Wheat, paddy, jute "" they all looked the same. And how was I to know which field belonged to whom "" surely, if I had to lend to a farmer, I needed to know which was his piece of land? But I needn't have worried, since the field officer didn't have a clue either. I soon learnt that the panchayat pradhan arranged all the loans, introducing all the farmers to the bank. You just took his word for everything.
 
"It really doesn't matter whom you lend to," pointed out a veteran field officer, "since they're not going to pay back the loans anyway." And why should they? Those were revolutionary times for rural Bengal, with the Left Front government recently installed in power, and Operation Barga, which ensured tenancy rights for sharecroppers, was in full flow.
 
As bankers, we had to lend the princely amount of Rs 75 to each sharecropper, which he usually spent the same day by treating his family to a sumptuous spread of meat and fish. My role as a trainee was limited to grabbing the thumb of every borrower, putting it on a well-inked stamp pad, and then pressing it down on all the places marked "x" on the documents. It was a cushy job, and the bank paid me extraordinarily well for it.
 
Luckily, said the manager, most of the branch's loan documents had been swept away or spoilt in a flood a few years ago, putting him in the happy position of having a cast-iron excuse for not being able to recover any money. Floods had other uses too.
 
A few years later, when I became an agricultural field officer on the basis of my intensive training in affixing thumb impressions to unreadable documents, I routinely refused giving fresh loans to defaulters, insisting that they first repay their earlier loans in full.
 
This soon made me class enemy number one, till my manager pointedly asked me whether my mission in life was to starve the entire village to death.
 
Soon I, like the rest of the field officers, was duly noting in my loan appraisal form, "Due to last year's drought and the previous year's flood, or the other way round, XYZ couldn't repay his earlier crop loan, and, in the circumstances, there is no alternative to giving him another loan if we are to have the faintest hope of his repaying the earlier one."
 
To be fair, it was actually quite true that a drought year was usually followed by a year of floods, followed by drought and so on.
 
But the work was only half the story at rural branches. I, and thousands of other city-bred bankers like me, discovered an entirely new world, and learnt a completely new set of skills.
 
At Satitara, for instance, where the bathroom was a tubewell in the open air, I mastered the art of changing from a wet towel into a dry one, in full view of a cheering village.
 
I also initially travelled three hours to the district town and another three hours back, clutching several bottles of precious vodka.
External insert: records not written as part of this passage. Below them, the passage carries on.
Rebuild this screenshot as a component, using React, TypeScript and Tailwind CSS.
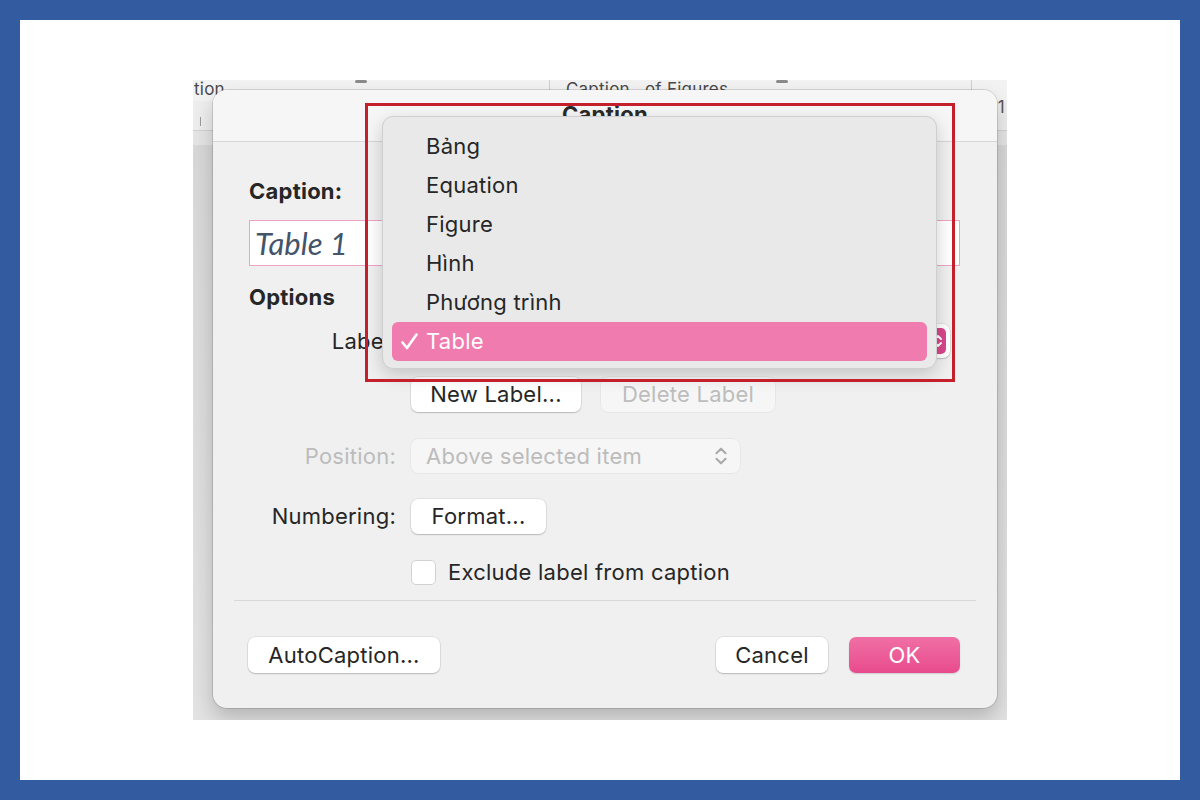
import { ChevronsUpDown } from "lucide-react";

const font = "font-['Inter','Noto_Sans',sans-serif] tracking-[0.015em]";

const menuItems = ["Bảng", "Equation", "Figure", "Hình", "Phương trình", "Table"];

const MacButton = ({
  children,
  className = "",
  disabled = false,
}: {
  children: React.ReactNode;
  className?: string;
  disabled?: boolean;
}) => (
  <div
    className={`h-[35px] flex items-center justify-center rounded-[7px] text-[22px] ${
      disabled
        ? "bg-[#f6f6f6] text-[#bdbdbd] shadow-[0_0_0_0.5px_rgba(0,0,0,0.07)]"
        : "bg-white text-[#262626] shadow-[0_0_0_0.5px_rgba(0,0,0,0.12),0_1px_1.5px_rgba(0,0,0,0.18)]"
    } ${className}`}
  >
    {children}
  </div>
);

const Stepper = () => (
  <div className="w-[16px] h-[26px] rounded-[5px] bg-[#d9478a] flex items-center justify-center">
    <svg width="10" height="16" viewBox="0 0 10 16" fill="none" stroke="white" strokeWidth="2" strokeLinecap="round" strokeLinejoin="round">
      <path d="M2 6 L5 3 L8 6" />
      <path d="M2 10 L5 13 L8 10" />
    </svg>
  </div>
);

const CheckMark = () => (
  <svg width="19" height="19" viewBox="0 0 19 19" fill="none" stroke="white" strokeWidth="2.6" strokeLinecap="round" strokeLinejoin="round">
    <path d="M2.5 10.5 L7 16 L16.5 2.5" />
  </svg>
);

const DropdownMenu = () => (
  <div className="absolute left-[169px] top-[26px] w-[555px] h-[253px] rounded-[11px] bg-[#e9e9e9] border border-[#cfcfcf] shadow-[0_6px_18px_rgba(0,0,0,0.18)] pt-[10px] px-[9px]">
    {menuItems.map((item) => {
      const selected = item === "Table";
      return (
        <div
          key={item}
          className={`h-[39px] flex items-center rounded-[6px] text-[22px] ${
            selected ? "bg-[#f07bae] text-white" : "text-[#262626]"
          }`}
        >
          <span className="w-[34px] pl-[8px] flex items-center">{selected ? <CheckMark /> : null}</span>
          <span>{item}</span>
        </div>
      );
    })}
  </div>
);

const CaptionDialog = () => (
  <div className="absolute left-[20px] top-[10px] w-[784px] h-[618px] rounded-[14px] bg-[#f0f0f0] shadow-[0_0_0_1px_rgba(0,0,0,0.12),0_10px_20px_rgba(0,0,0,0.2)]">
    <div className="h-[52px] rounded-t-[14px] bg-[#f6f6f6] border-b border-[#d6d6d6] flex justify-center pt-[8px]">
      <span className="text-[22px] font-bold text-[#2a2a2a]">Caption</span>
    </div>

    <div className="px-[36px]">
      <div className="mt-[35px] h-[28px] flex items-center text-[22px] font-bold text-[#262626]">Caption:</div>
      <div className="mt-[15px] h-[46px] w-[711px] bg-white border border-[#efa3c4] flex items-center px-[5px]">
        <span className="italic text-[31px] tracking-normal text-[#44546a] font-['Lato',sans-serif]">Table 1</span>
      </div>
      <div className="mt-[17px] h-[28px] flex items-center text-[22px] font-bold text-[#262626]">Options</div>

      <div className="mt-[13px] grid grid-cols-[147px_1fr] gap-x-[15px] items-center">
        <div className="h-[34px] flex items-center justify-end text-[22px] text-[#262626]">Label:</div>
        <div className="w-[539px] h-[34px] bg-white rounded-[7px] shadow-[0_0_0_0.5px_rgba(0,0,0,0.12),0_1px_1.5px_rgba(0,0,0,0.18)] flex items-center justify-end pr-[4px]">
          <Stepper />
        </div>

        <div className="mt-[19px]" />
        <div className="mt-[19px] flex gap-[20px]">
          <MacButton className="w-[170px]">New Label...</MacButton>
          <MacButton className="w-[174px]" disabled>
            Delete Label
          </MacButton>
        </div>

        <div className="mt-[27px] h-[34px] flex items-center justify-end text-[22px] text-[#bcbcbc]">Position:</div>
        <div className="mt-[27px] w-[329px] h-[34px] rounded-[7px] bg-[#f6f6f6] shadow-[0_0_0_0.5px_rgba(0,0,0,0.07)] flex items-center justify-between pl-[15px] pr-[8px] text-[22px] text-[#bcbcbc]">
          <span>Above selected item</span>
          <ChevronsUpDown size={22} strokeWidth={2.2} className="text-[#a9a9a9]" />
        </div>

        <div className="mt-[26px] h-[35px] flex items-center justify-end text-[22px] text-[#262626]">Numbering:</div>
        <div className="mt-[26px]">
          <MacButton className="w-[135px]">Format...</MacButton>
        </div>

        <div className="mt-[25px]" />
        <div className="mt-[25px] h-[26px] flex items-center gap-[12px]">
          <div className="w-[25px] h-[25px] rounded-[5px] bg-white border border-[#d2d2d2]" />
          <span className="text-[22px] text-[#262626]">Exclude label from caption</span>
        </div>
      </div>
    </div>

    <div className="mx-[21px] mt-[15px] h-px bg-[#d8d8d8]" />

    <div className="mt-[36px] pl-[35px] pr-[37px] flex items-center">
      <MacButton className="w-[192px] h-[36px]">AutoCaption...</MacButton>
      <div className="flex-1" />
      <MacButton className="w-[112px] h-[36px]">Cancel</MacButton>
      <div className="ml-[21px] w-[111px] h-[36px] rounded-[7px] bg-gradient-to-b from-[#f06fa5] to-[#e84a8d] text-white text-[22px] flex items-center justify-center shadow-[0_1px_1.5px_rgba(0,0,0,0.15)]">
        OK
      </div>
    </div>

    <DropdownMenu />
  </div>
);

const App = () => {
  return (
    <div className={`w-[1200px] h-[800px] bg-[#325c9f] p-5 ${font}`}>
      <div className="w-full h-full bg-white flex justify-center pt-[60px]">
        <div className="relative w-[814px] h-[640px] overflow-hidden bg-gradient-to-b from-[#d6d6d6] to-[#e2e2e2]">
          <div className="h-[21px] bg-[#f2f2f2] flex items-start text-[17px] leading-[19px] text-[#4a4a4a]">
            <span className="ml-[1px]">tion</span>
            <span className="ml-[130px] w-[12px] h-[3px] rounded-sm bg-[#8a8a8a]" />
            <span className="ml-[182px] w-px h-[21px] bg-[#cfcfcf]" />
            <span className="ml-[16px]">Caption&nbsp;&nbsp;&nbsp;of Figures</span>
            <span className="ml-[48px] w-[12px] h-[3px] rounded-sm bg-[#8a8a8a]" />
            <span className="ml-[183px] w-px h-[21px] bg-[#cfcfcf]" />
          </div>
          <div className="h-[30px] bg-[#ededed] border-b border-[#d2d2d2] flex items-end justify-between px-[7px] pb-[4px]">
            <span className="w-px h-[9px] bg-[#9a9a9a]" />
            <span className="text-[17px] text-[#555] leading-none mb-[10px] mr-[-5px]">1</span>
          </div>
          <div className="h-[14px] bg-[#e4e4e4]" />

          <CaptionDialog />

          <div className="absolute left-[172px] top-[23px] w-[590px] h-[279px] border-[3px] border-[#c4202b]" />
        </div>
      </div>
    </div>
  );
};

export default App;
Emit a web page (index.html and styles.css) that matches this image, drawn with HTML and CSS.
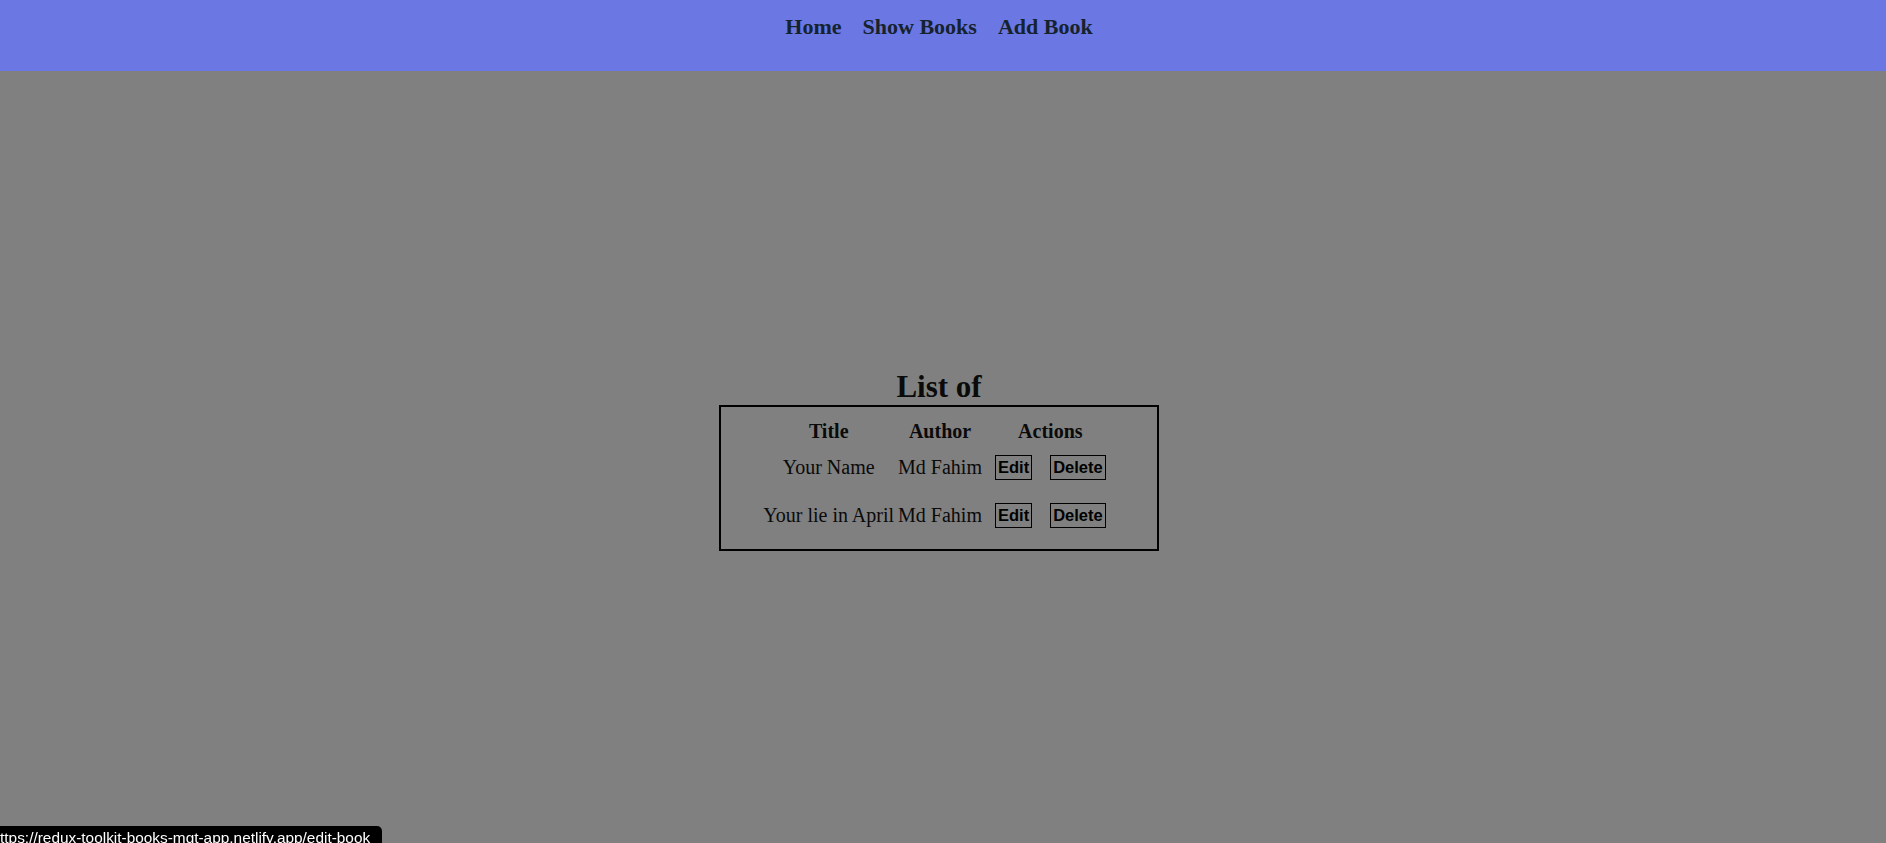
FILE: index.html
```html
<!DOCTYPE html>
<html lang="en">
<head>
<meta charset="utf-8">
<title>Books</title>
<link rel="stylesheet" href="styles.css">
</head>
<body>
<header class="topbar">
  <nav class="nav">
    <a class="nav-link" href="#">Home</a>
    <a class="nav-link" href="#">Show Books</a>
    <a class="nav-link" href="#">Add Book</a>
  </nav>
</header>
<main class="main">
  <h1 class="title">List of</h1>
  <table class="books">
    <thead>
      <tr><th>Title</th><th>Author</th><th>Actions</th></tr>
    </thead>
    <tbody>
      <tr>
        <td>Your Name</td>
        <td>Md Fahim</td>
        <td><div class="actions"><button class="btn">Edit</button><button class="btn">Delete</button></div></td>
      </tr>
      <tr>
        <td>Your lie in April</td>
        <td>Md Fahim</td>
        <td><div class="actions"><button class="btn">Edit</button><button class="btn">Delete</button></div></td>
      </tr>
    </tbody>
  </table>
</main>
<div class="status-bubble"><span class="status-text">https://redux-toolkit-books-mgt-app.netlify.app/edit-book</span></div>
</body>
</html>
```
FILE: styles.css
```css
html, body {
  margin: 0;
  padding: 0;
}
body {
  background: #808080;
  font-family: "Liberation Serif", "Times New Roman", serif;
  color: #0a0a0a;
  overflow: hidden;
}
.topbar {
  height: 71px;
  background: #6b77e3;
  box-sizing: border-box;
  padding-top: 14px;
}
.nav {
  display: flex;
  justify-content: center;
  gap: 21px;
  padding-right: 8px;
}
.nav-link {
  font-size: 22px;
  font-weight: bold;
  color: #14232d;
  text-decoration: none;
  line-height: 25px;
}
.main {
  height: calc(100vh - 71px);
  display: flex;
  flex-direction: column;
  align-items: center;
  justify-content: center;
  padding-right: 8px;
  padding-top: 6px;
  box-sizing: border-box;
}
.title {
  margin: 0;
  font-size: 31px;
  line-height: 36px;
  font-weight: bold;
}
.books {
  border: 2px solid #000;
  border-spacing: 2px;
  padding: 8px 39px 8px;
  font-size: 20px;
}
.books th {
  padding: 2.5px 1px 0;
  font-weight: bold;
}
.books td {
  padding: 10.6px 1px;
  text-align: center;
}
.actions {
  display: flex;
  justify-content: center;
  gap: 18px;
  padding: 0 9px;
}
.btn {
  font-family: "Liberation Sans", Arial, sans-serif;
  font-size: 16.5px;
  font-weight: bold;
  line-height: 19px;
  padding: 2px 2px;
  border: 1px solid #000;
  background: #808080;
  color: #000;
  border-radius: 0;
  margin: 0;
}
.status-bubble {
  position: fixed;
  left: 0;
  bottom: -6px;
  width: 382px;
  height: 23px;
  background: #000;
  border-top-right-radius: 5px;
  overflow: hidden;
  box-sizing: border-box;
  padding-top: 3px;
}
.status-text {
  display: block;
  margin-left: -8.5px;
  font-family: "Liberation Sans", Arial, sans-serif;
  font-size: 15.4px;
  line-height: 18px;
  color: #fff;
  white-space: nowrap;
}
```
But it wasn't long before I embraced local ways, drinking hooch while holding my nose, and making do with uncured bidis.
 
I learned to avoid walking in the fields and not to admire the superb view from the banks of the river, because these places were used as open-air loos.
 
And, most importantly, I learned how to dream up the figures for the Integrated Rural Development Programme, the Twenty-Point Programme, the small farmers' programme, the marginal farmers' programme and other such stuff.
 
Looking back, the strange thing is that we must have done something right in spite of our best efforts, since they tell me West Bengal's agricultural growth rate is now one of the highest in the country.